| R.I. | Oct 6, 1867

This is a bill in the nature of a bill of interpleader, brought for the purpose of having the court construe the will of Sarah J. Monroe, late of East Providence, deceased. Sarah J. Monroe died, leaving real estate in East Providence, estimated to be worth $2,000, and which sold at auction for but little over $1,800, and personal property worth about $2,000. She left few or no debts except those incurred in her last sickness and for her funeral expenses. The first clause of her will is as follows: —

"I give, devise and bequeath to my Executor all my real estate, situated in the town of East Providence, in the county of Providence, in the State of Rhode Island, in trust, to be sold by him, as soon as may be after my decease, at public auction, and the proceeds of such sale, to be used by him in the payment of the debts and charges hereinafter named, and the legacies bequeathed."
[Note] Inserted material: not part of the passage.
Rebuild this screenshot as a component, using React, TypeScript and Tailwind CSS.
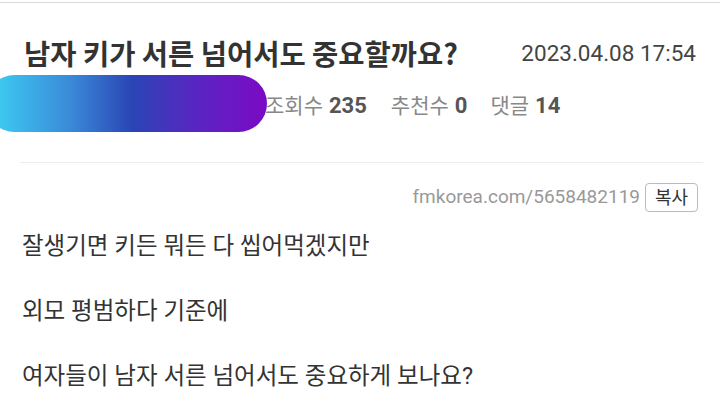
import React from "react";

export default function App() {
  const kr = { fontFamily: "Roboto, 'Noto Sans CJK KR', sans-serif" };
  return (
    <div className="relative w-[720px] h-[412px] overflow-hidden bg-white" style={kr}>
      <div className="h-[2px]" />
      <div className="h-px bg-[#dadada]" />
      <div className="px-6 pt-[33px]">
        <div className="flex items-center justify-between">
          <h1 className="text-[28.5px] font-bold leading-[34px] text-[#333]" style={{ fontFamily: "'Noto Sans CJK KR', sans-serif" }}>
            남자 키가 서른 넘어서도 중요할까요?
          </h1>
          <span className="text-[22.5px] leading-[34px] text-[#444]">2023.04.08 17:54</span>
        </div>
        <div className="mt-[21px] flex items-center pl-[241px] leading-[30px]">
          <span className="text-[21px] text-[#888]">조회수</span>
          <span className="ml-[6px] text-[22px] font-bold text-[#555]">235</span>
          <span className="ml-[24px] text-[21px] text-[#888]">추천수</span>
          <span className="ml-[6px] text-[22px] font-bold text-[#555]">0</span>
          <span className="ml-[23px] text-[21px] text-[#888]">댓글</span>
          <span className="ml-[6px] text-[22px] font-bold text-[#555]">14</span>
        </div>
      </div>
      <div className="mt-[41px] ml-[20px] mr-[17px] h-px bg-[#ececec]" />
      <div className="mt-[20px] flex items-center justify-end pr-[22px]">
        <span className="text-[19px] text-[#999]">fmkorea.com/5658482119</span>
        <span className="ml-[5px] flex h-[29px] w-[53px] items-center justify-center rounded-[4px] border border-[#bbb] text-[18px] text-[#333]">
          복사
        </span>
      </div>
      <div className="mt-[18px] pl-[22px] text-[23.5px] leading-[33px] text-[#333]">
        <p className="mb-[32px]">잘생기면 키든 뭐든 다 씹어먹겠지만</p>
        <p className="mb-[32px]">외모 평범하다 기준에</p>
        <p>여자들이 남자 서른 넘어서도 중요하게 보나요?</p>
      </div>
      <div
        className="absolute left-[-14px] top-[75px] h-[57px] w-[281px] rounded-full"
        style={{ background: "linear-gradient(90deg, #3dd3f5 0%, #3a8ad8 30%, #2a45b5 52%, #5a25c2 75%, #7b0ac4 100%)" }}
      />
    </div>
  );
}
Then follow various clauses making bequests of money, and of the annual interest of certain sums of money to be paid to legatees during life, the principal after their death to others. *535 amounting in all to $3,200, also a bequest of a note, payable to the testratrix, for $200, to the maker, and bequests of some specific articles, mainly of wearing apparel and household furniture, of comparatively small value. The testatrix appoints William S. Monroe her executor, and gives him certain directions. The will concludes as follows: —

"I also give and bequeath to the said Charles W. Lawton, John S. Douglass, Jr. and Oscar Douglass, all the residue and remainder of my personal estate to be equally shared by and between them. I direct my executor, in case my property should not be sufficient for the payment of the debts, charges and legacies herein mentioned, that, after the payment of my just debts and the charges above mentioned, the balance shall be placed at interest by him until the amount shall be sufficient to pay said legacies."

The residuary legatees claim under the bequest of "all the residue and remainder of my personal estate," (to use the words of the will) all the personal estate left by the testatrix, except what is given by way of specific legacies, and contend that the other legacies, and the debts, are to be paid out of the proceeds of the real estate. We do not deem this a reasonable construction of the will. The pecuniary legacies alone, exclusive of debts, amount to $1,200 more than the estimated value of the real estate, and to nearly $1,400 more than the real estate actually sold for. Some of these legacies, are legacies of the interest of specified sums, to be paid annually to persons of advanced age. Another legacy, is a legacy of $300 to the First Baptist church in East Providence, to be used towards the purchase of an organ for the use of said church, whenever suchpurchase shall be made. The inference from these legacies is that the testatrix contemplated an early payment, or at least an early readiness to pay; and that she could not have looked to such delay as would result in carrying out the last clause of her will, if the fund for the payment of her debts and pecuniary legacies is to be derived solely from her real estate. The counsel for the residuary legatees, in order to reconcile the last clause with his construction, has to suppose that the word "property" in the *536 clause means "real" property simply, — an arbitrary restriction of the natural meanings of the word, for which we see no sufficient warrant. We think that when the testatrix says, "in case my property should not be sufficient," it is most natural to suppose she meant all her property, real and personal, and that if she had meant to confine the meaning of the word to real property, she would have said "real property." It is true that under the construction which we adopt, we give to the words, "all the residue and remainder of my personal estate," the same meaning as if she had said "all the residue and remainder of my estate," without reference to whether such remainder was real or personal; but it is to be remembered that she had already in the first clause ordered her real estate to be converted into money, and nothing would be more natural than that, in making this residuary bequest, her mind should go forward to the period when the residue, if any, should be ascertained, — a period when all her property would be personal property.

We think that under this will the residuary legatees are entitled only to what remains after the payment of the debts and of the legacies given in the will, and that the decree should be drawn accordingly.